Institutional prime money market funds are drying up since SEC rules took effect in October, according to a corporate treasurers trade group.

About $1 trillion has fled the funds, leaving $376 billion, since the funds were required to have floating share prices (instead of the traditional $1), liquidity fees and redemption gates, NACT Chair Thomas Deas Jr., chair of the National Association of Corporate Treasurers, says in prepared testimony for the Senate Banking Committee.

In the run-up to the SEC rules, the number of institutional prime funds shrank in four years by about one-third, to around 400.

Retail investors cannot buy these funds. However, such investors are indirectly exposed to fluctuations in the prices of the institutional funds by their holdings in traditional mutual funds and their pension funds, which can invest in these vehicles.
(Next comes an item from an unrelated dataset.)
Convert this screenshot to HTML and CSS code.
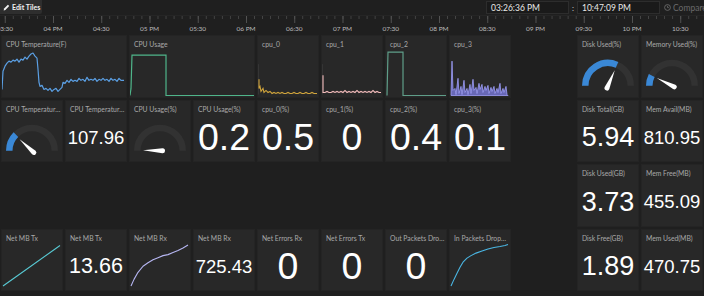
FILE: index.html
```html
<!DOCTYPE html>
<html>
<head>
<meta charset="utf-8">
<link rel="stylesheet" href="styles.css">
</head>
<body>
<div class="app">
  <header class="topbar">
    <button class="edit-btn">
      <svg class="pencil" width="7" height="7" viewBox="0 0 7 7"><path d="M0.6 6.4 L1.1 4.6 L4.9 0.8 L6.2 2.1 L2.4 5.9 Z" fill="#f2f2f2"/></svg>
      <span>Edit Tiles</span>
    </button>
    <div class="spacer"></div>
    <div class="time-input">03:26:36 PM</div>
    <span class="colon">:</span>
    <div class="time-input">10:47:09 PM</div>
    <div class="compare">
      <svg width="7" height="7" viewBox="0 0 7 7"><circle cx="3.5" cy="3.5" r="2.9" fill="none" stroke="#6a6a6a" stroke-width="0.9"/><path d="M3.5 1.8 V3.6 H4.9" fill="none" stroke="#6a6a6a" stroke-width="0.8"/></svg>
      <span>Compare</span>
    </div>
  </header>

  <div class="timeline">
    <svg width="704" height="20" viewBox="0 0 704 20">
      <defs>
        <pattern id="minor" x="4.75" y="0" width="8.0417" height="20" patternUnits="userSpaceOnUse">
          <rect x="0" y="1" width="0.8" height="3" fill="#4a4a4a"/>
        </pattern>
        <pattern id="major" x="4.75" y="0" width="48.25" height="20" patternUnits="userSpaceOnUse">
          <rect x="0" y="1" width="0.9" height="7" fill="#555"/>
        </pattern>
      </defs>
      <rect x="0" y="0.5" width="704" height="0.6" fill="#2c2c2c"/>
      <rect x="0" y="0" width="704" height="20" fill="url(#minor)"/>
      <rect x="0" y="0" width="704" height="20" fill="url(#major)"/>
      <g class="tl-labels" text-anchor="middle">
        <text x="4.75" y="15.5">03:30</text>
        <text x="53" y="15.5">04 PM</text>
        <text x="101.25" y="15.5">04:30</text>
        <text x="149.5" y="15.5">05 PM</text>
        <text x="197.75" y="15.5">05:30</text>
        <text x="246" y="15.5">06 PM</text>
        <text x="294.25" y="15.5">06:30</text>
        <text x="342.5" y="15.5">07 PM</text>
        <text x="390.75" y="15.5">07:30</text>
        <text x="439" y="15.5">08 PM</text>
        <text x="487.25" y="15.5">08:30</text>
        <text x="535.5" y="15.5">09 PM</text>
        <text x="583.75" y="15.5">09:30</text>
        <text x="632" y="15.5">10 PM</text>
        <text x="680.25" y="15.5">10:30</text>
      </g>
    </svg>
  </div>

  <main class="grid">
    <!-- Row 1 -->
    <section class="tile r1 span2">
      <div class="label">CPU Temperature(F)</div>
      <div class="body">
        <svg class="chart" viewBox="0 0 124 46" preserveAspectRatio="none">
          <polyline fill="none" stroke="#5b9fe3" stroke-width="1.2" stroke-linejoin="round" points="0,39 1,21 3,16 5,13 7,11 9,12 11,10 13,11 15,9 17,12 19,9 21,10 23,7 25,9 27,6 29,4 31,3 33,6 35,8 36,19 37,32 38,36 40,35 42,39 44,38 46,40 48,38 50,41 52,39 54,38 56,41 58,39 60,37 61,32 63,33 65,30 67,32 69,29 71,31 73,30 75,31 77,28 79,30 81,29 83,31 85,27 87,30 89,29 91,30 93,28 95,31 97,29 99,30 101,28 103,30 105,29 107,31 109,28 111,30 113,29 115,31 117,28 119,30 122,30"/>
        </svg>
      </div>
    </section>
    <section class="tile r1 span2">
      <div class="label">CPU Usage</div>
      <div class="body">
        <svg class="chart" viewBox="0 0 124 46" preserveAspectRatio="none">
          <polyline fill="none" stroke="#4fb58a" stroke-width="1.2" points="0,45 1,38 2,5 36,5 36,45 124,45"/>
        </svg>
      </div>
    </section>
    <section class="tile r1">
      <div class="label">cpu_0</div>
      <div class="body">
        <svg class="chart" viewBox="0 0 60 46" preserveAspectRatio="none">
          <line x1="0.5" y1="14" x2="0.5" y2="44" stroke="#3a3a3a" stroke-width="0.7"/>
          <polyline fill="none" stroke="#d1a53c" stroke-width="1.1" points="1,29 1,38 2,36 3,41 5,38 6,42 8,40 10,42 12,41 14,43 16,42 18,43 20,42 22,43 24,42 26,43 28,43 30,42 32,43 34,43 36,42 38,43 40,43 42,42 44,43 46,43 48,42 50,43 52,43 54,42 56,43 59,43"/>
        </svg>
      </div>
    </section>
    <section class="tile r1">
      <div class="label">cpu_1</div>
      <div class="body">
        <svg class="chart" viewBox="0 0 60 46" preserveAspectRatio="none">
          <line x1="0.5" y1="14" x2="0.5" y2="44" stroke="#3a3a3a" stroke-width="0.7"/>
          <polyline fill="none" stroke="#f3bcbc" stroke-width="1.1" points="1,25 1,42 3,42 5,41 7,42 9,42 11,41 13,42 15,41 17,42 19,41 21,42 23,40 25,42 27,41 29,42 31,41 33,42 35,40 37,42 39,41 41,42 43,41 45,42 47,41 49,42 51,40 53,42 55,41 57,42 59,42"/>
        </svg>
      </div>
    </section>
    <section class="tile r1">
      <div class="label">cpu_2</div>
      <div class="body">
        <svg class="chart" viewBox="0 0 60 46" preserveAspectRatio="none">
          <polyline fill="none" stroke="#5f9e89" stroke-width="1.2" points="1,45 2,2 17,2 17,45 60,45"/>
        </svg>
      </div>
    </section>
    <section class="tile r1">
      <div class="label">cpu_3</div>
      <div class="body">
        <svg class="chart" viewBox="0 0 60 46" preserveAspectRatio="none">
          <polygon fill="#7e7ee6" fill-opacity="0.75" stroke="#9d9df7" stroke-width="0.8" stroke-linejoin="round" points="1,45 2,11 3,40 5,38 6,44 8,28 9,43 11,36 12,44 14,30 15,42 17,38 18,44 20,34 21,43 23,29 24,40 26,37 27,43 29,33 30,39 32,34 33,42 35,36 36,40 38,35 39,43 41,37 42,41 44,36 45,43 47,38 48,42 50,33 51,43 53,38 54,42 56,36 57,44 58,45"/>
        </svg>
      </div>
    </section>
    <section class="tile r1 c10">
      <div class="label">Disk Used(%)</div>
      <div class="body">
        <svg class="chart" viewBox="0 0 60 46">
          <path d="M 7.25 35.5 A 22.75 22.75 0 0 1 52.75 35.5" fill="none" stroke="#323232" stroke-width="6.5"/>
          <path d="M 7.25 35.5 A 22.75 22.75 0 0 1 39.03 14.62" fill="none" stroke="#3a88d6" stroke-width="6.5"/>
          <path class="needle" d="M 13 35.5 L 32.5 33 A 2.5 2.5 0 0 1 32.5 38 Z" transform="rotate(113.4 30 35.5)"/>
        </svg>
      </div>
    </section>
    <section class="tile r1 c11">
      <div class="label">Memory Used(%)</div>
      <div class="body">
        <svg class="chart" viewBox="0 0 60 46">
          <path d="M 7.25 35.5 A 22.75 22.75 0 0 1 52.75 35.5" fill="none" stroke="#323232" stroke-width="6.5"/>
          <path d="M 7.25 35.5 A 22.75 22.75 0 0 1 9.73 25.17" fill="none" stroke="#3a88d6" stroke-width="6.5"/>
          <path class="needle" d="M 13 35.5 L 32.5 33 A 2.5 2.5 0 0 1 32.5 38 Z" transform="rotate(27 30 35.5)"/>
        </svg>
      </div>
    </section>

    <!-- Row 2 -->
    <section class="tile r2">
      <div class="label">CPU Temperature(F)</div>
      <div class="body">
        <svg class="chart" viewBox="0 0 60 46">
          <path d="M 7.25 35.5 A 22.75 22.75 0 0 1 52.75 35.5" fill="none" stroke="#323232" stroke-width="6.5"/>
          <path d="M 7.25 35.5 A 22.75 22.75 0 0 1 13.91 19.41" fill="none" stroke="#3a88d6" stroke-width="6.5"/>
          <path class="needle" d="M 13 35.5 L 32.5 33 A 2.5 2.5 0 0 1 32.5 38 Z" transform="rotate(43 30 35.5)"/>
        </svg>
      </div>
    </section>
    <section class="tile r2">
      <div class="label">CPU Temperature(F)</div>
      <div class="body"><span class="value v-s">107.96</span></div>
    </section>
    <section class="tile r2">
      <div class="label">CPU Usage(%)</div>
      <div class="body">
        <svg class="chart" viewBox="0 0 60 46">
          <path d="M 7.25 35.5 A 22.75 22.75 0 0 1 52.75 35.5" fill="none" stroke="#323232" stroke-width="6.5"/>
          <path class="needle" d="M 13 35.5 L 32.5 33 A 2.5 2.5 0 0 1 32.5 38 Z" transform="rotate(2 30 35.5)"/>
        </svg>
      </div>
    </section>
    <section class="tile r2">
      <div class="label">CPU Usage(%)</div>
      <div class="body"><span class="value v-xl">0.2</span></div>
    </section>
    <section class="tile r2">
      <div class="label">cpu_0(%)</div>
      <div class="body"><span class="value v-xl">0.5</span></div>
    </section>
    <section class="tile r2">
      <div class="label">cpu_1(%)</div>
      <div class="body"><span class="value v-xl">0</span></div>
    </section>
    <section class="tile r2">
      <div class="label">cpu_2(%)</div>
      <div class="body"><span class="value v-xl">0.4</span></div>
    </section>
    <section class="tile r2">
      <div class="label">cpu_3(%)</div>
      <div class="body"><span class="value v-xl">0.1</span></div>
    </section>
    <section class="tile r2 c10">
      <div class="label">Disk Total(GB)</div>
      <div class="body"><span class="value v-l">5.94</span></div>
    </section>
    <section class="tile r2 c11">
      <div class="label">Mem Avail(MB)</div>
      <div class="body"><span class="value v-s">810.95</span></div>
    </section>

    <!-- Row 3 -->
    <section class="tile r3 c10">
      <div class="label">Disk Used(GB)</div>
      <div class="body"><span class="value v-l">3.73</span></div>
    </section>
    <section class="tile r3 c11">
      <div class="label">Mem Free(MB)</div>
      <div class="body"><span class="value v-s">455.09</span></div>
    </section>

    <!-- Row 4 -->
    <section class="tile r4">
      <div class="label">Net MB Tx</div>
      <div class="body">
        <svg class="chart" viewBox="0 0 60 46" preserveAspectRatio="none">
          <polyline fill="none" stroke="#58cad4" stroke-width="1.1" points="1,41.5 58,1.5"/>
        </svg>
      </div>
    </section>
    <section class="tile r4">
      <div class="label">Net MB Tx</div>
      <div class="body"><span class="value v-m">13.66</span></div>
    </section>
    <section class="tile r4">
      <div class="label">Net MB Rx</div>
      <div class="body">
        <svg class="chart" viewBox="0 0 60 46" preserveAspectRatio="none">
          <polyline fill="none" stroke="#b6b6f2" stroke-width="1.1" stroke-linejoin="round" points="1,41.5 4,35 8,28 13,22 18,18.5 23,15.5 28,13.5 33,11.5 38,10.5 43,8.5 48,6.5 53,4 58,1"/>
        </svg>
      </div>
    </section>
    <section class="tile r4">
      <div class="label">Net MB Rx</div>
      <div class="body"><span class="value v-s">725.43</span></div>
    </section>
    <section class="tile r4">
      <div class="label">Net Errors Rx</div>
      <div class="body"><span class="value v-xl">0</span></div>
    </section>
    <section class="tile r4">
      <div class="label">Net Errors Tx</div>
      <div class="body"><span class="value v-xl">0</span></div>
    </section>
    <section class="tile r4">
      <div class="label">Out Packets Dropped</div>
      <div class="body"><span class="value v-xl">0</span></div>
    </section>
    <section class="tile r4">
      <div class="label">In Packets Dropped</div>
      <div class="body">
        <svg class="chart" viewBox="0 0 60 46" preserveAspectRatio="none">
          <polyline fill="none" stroke="#4ab6e3" stroke-width="1.1" stroke-linejoin="round" points="1,41.5 4,35 7,29 10,23 13,18 17,14 21,11.5 26,9 32,7 38,5 44,3.5 50,2.5 55,1.5 58,0.5"/>
        </svg>
      </div>
    </section>
    <section class="tile r4 c10">
      <div class="label">Disk Free(GB)</div>
      <div class="body"><span class="value v-l">1.89</span></div>
    </section>
    <section class="tile r4 c11">
      <div class="label">Mem Used(MB)</div>
      <div class="body"><span class="value v-s">470.75</span></div>
    </section>
  </main>
</div>
</body>
</html>
```

FILE: styles.css
```css
* { box-sizing: border-box; }

html, body {
  margin: 0;
  padding: 0;
}

body {
  width: 704px;
  height: 296px;
  overflow: hidden;
  background: #1f1f1f;
  font-family: Lato, "Open Sans", sans-serif;
}

.topbar {
  height: 15px;
  display: flex;
  align-items: center;
  background: #1f1f1f;
}

.edit-btn {
  align-self: flex-start;
  height: 14px;
  width: 42px;
  margin: 0;
  padding: 0 0 0 3px;
  border: 0;
  border-radius: 0 0 2px 0;
  background: #2e2e2e;
  color: #f2f2f2;
  font-family: Lato, sans-serif;
  font-size: 7px;
  font-weight: 700;
  display: flex;
  align-items: center;
  gap: 2px;
  white-space: nowrap;
}

.pencil { flex: none; }

.spacer { flex: 1; }

.time-input {
  width: 83px;
  height: 13px;
  background: #1a1a1a;
  border: 1px solid #2d2d2d;
  color: #e8e8e8;
  font-size: 8.5px;
  padding-left: 4px;
  display: flex;
  align-items: center;
}

.colon {
  width: 8px;
  text-align: center;
  color: #cfcfcf;
  font-size: 8px;
}

.compare {
  width: 40px;
  margin-left: 4px;
  display: flex;
  align-items: center;
  gap: 2px;
  color: #6a6a6a;
  font-size: 8.5px;
  white-space: nowrap;
  overflow: hidden;
}

.compare svg { flex: none; }

.timeline { height: 20px; }
.timeline svg { display: block; }

.tl-labels {
  font-family: Lato, sans-serif;
  font-size: 6.5px;
  fill: #b9b9b9;
}

.grid {
  display: grid;
  grid-template-columns: repeat(11, 62px);
  grid-template-rows: repeat(4, 62.5px);
  column-gap: 2px;
  row-gap: 2px;
  padding-left: 1px;
}

.r1 { grid-row: 1; }
.r2 { grid-row: 2; }
.r3 { grid-row: 3; }
.r4 { grid-row: 4; }
.c10 { grid-column: 10; }
.c11 { grid-column: 11; }
.span2 { grid-column-end: span 2; }

.tile {
  background: #282828;
  border: 1px solid #242424;
  display: flex;
  flex-direction: column;
  overflow: hidden;
  min-width: 0;
}

.label {
  height: 14px;
  flex: none;
  padding: 4px 1px 0 4px;
  font-size: 6.8px;
  line-height: 9px;
  color: #a9a9a9;
  white-space: nowrap;
  overflow: hidden;
  text-overflow: ellipsis;
}

.body {
  flex: 1;
  min-height: 0;
  display: flex;
  align-items: center;
  justify-content: center;
}

.chart {
  display: block;
  width: 100%;
  height: 100%;
}

.needle { fill: #ffffff; }

.value {
  font-family: "Liberation Sans", Arial, sans-serif;
  color: #ffffff;
  line-height: 1;
  white-space: nowrap;
}

.v-xl { font-size: 37.5px; }
.v-l  { font-size: 27px; }
.v-m  { font-size: 21.5px; }
.v-s  { font-size: 18.5px; }
```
Deas indicated many corporate treasures may be fleeing institutional prime money market mutual funds and going into government funds because they may not be able to get the considerable help they would need from their IT departments to keep track of gains and losses when they buy institutional shares at one price and sell them at another in routine redemptions.

“However, prime funds are important to treasurers not only as a flexible alternative for investments of temporary excess cash balances, but also as providers of short‐term funding,” said Deas.

The new SEC rules came in an effort to strengthen control over the investments after the Primary Fund of the Reserve Group of mutual funds “broke the buck” and reported a net asset value per share of under one dollar.